I believe that some smart tricks will solve the problem (e.g. by recasting it into the form of some known inequality), but what came to my mind first was a proof inspired by the simplex method. Although it does not look smart, it may be of some interests to the readers:

  1. Note that by scaling the inequality, we may assume, without loss of generality, that $|x_i|\le1$ for all $i$.
  2. So we want to prove the inequality for all $(x_1,\ldots,x_n)$ inside the hypercube $[-1,1]^n$.
  3. Divide the hypercube $[-1,1]^n$ into pieces by the hyperplanes $x_i=x_j$ and $x_i=0$. For instance, when $n=2$, the four "hyperplanes" (straight lines in this case) $x=y$, $x=-y$, $x=0$ and $y=0$ will divide the square $[-1,1]^2$ into eight pieces in a manner akin to the Union Jack.
  4. In mathematics, we call each of these pieces a simplex.
  5. Note that inside each simplex, each $x_i$ or $x_i+x_j$ does not change sign.
  6. Therefore, inside each simplex, the function $f(x_1,\ldots,x_n)=-\sum_i \sum_j |x_i| + \sum_i \sum_j |x_i + x_j|$ is identical to $-\sum_i \sum_j s_ix_i + \sum_i \sum_j t_{ij}(x_i + x_j)$ for some constants $s_i, t_{ij}=\pm1$.
  7. In other words, $f$ is a linear function inside each simplex.
  8. In linear programming, it is well known that the extremum of a linear function can be attained at the corners of the simplex. You can imagine that when you move a plane closer and closer to a simplex, it will touch the simplex at a corner first (or it touches the whole face, with the corners of the face included).
  9. The corners of our simplices, however, are those points such that $x_i\in\{-1,0,1\}$.
  10. So, we only need to prove the inequality for these corner points.

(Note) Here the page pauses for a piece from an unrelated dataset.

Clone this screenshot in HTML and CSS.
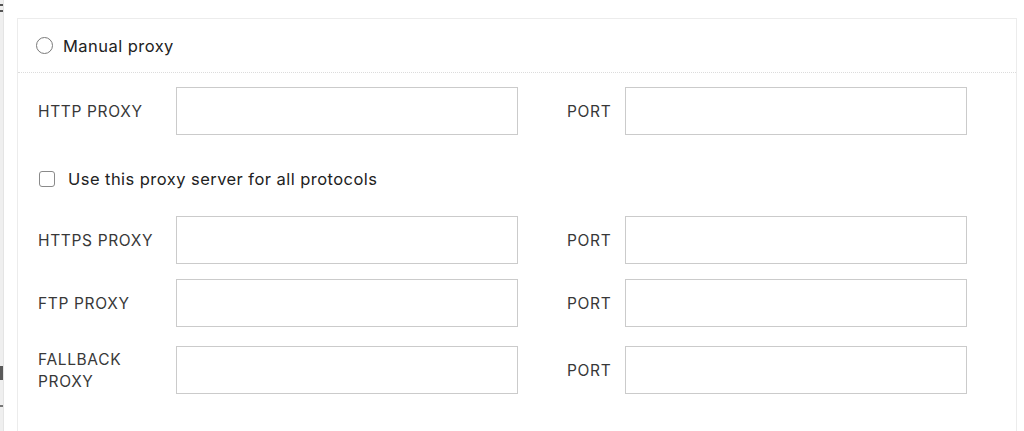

  11. Let $a$ of the $x_i$s are equal to 1, $b$ of them are equal to $-1$ and $n-a-b$ of them are equal to zero. Then $$ \begin{align} &-\sum_i \sum_j |x_i| + \sum_i \sum_j |x_i + x_j|\\ =&-n(a+b) + 2a^2+2b^2+2a(n-a-b)+2b(n-a-b)\\ =&2a^2+2b^2 - 2(a+b)^2 + n(a+b)\\ \ge&2a^2+2b^2 - 2(a+b)^2 + (a+b)^2\\ =&(a-b)^2\\ \ge&0. \end{align} $$
  12. Hence the result.

In step 11 of the above, equality holds iff $a-b=0$ and $a+b\in\{0,n\}$. In other words, equality holds iff $a=b=0$ or $a=b=n/2$, that is, iff all $x_i$s are zero, or when $n$ is even, exactly half of the $x_i$s (before scaling) are identical to some $x$ and the other half are $-x$s. However, this condition for equality is derived using the corner points. The above proof does not indicate whether equality can hold in other cases.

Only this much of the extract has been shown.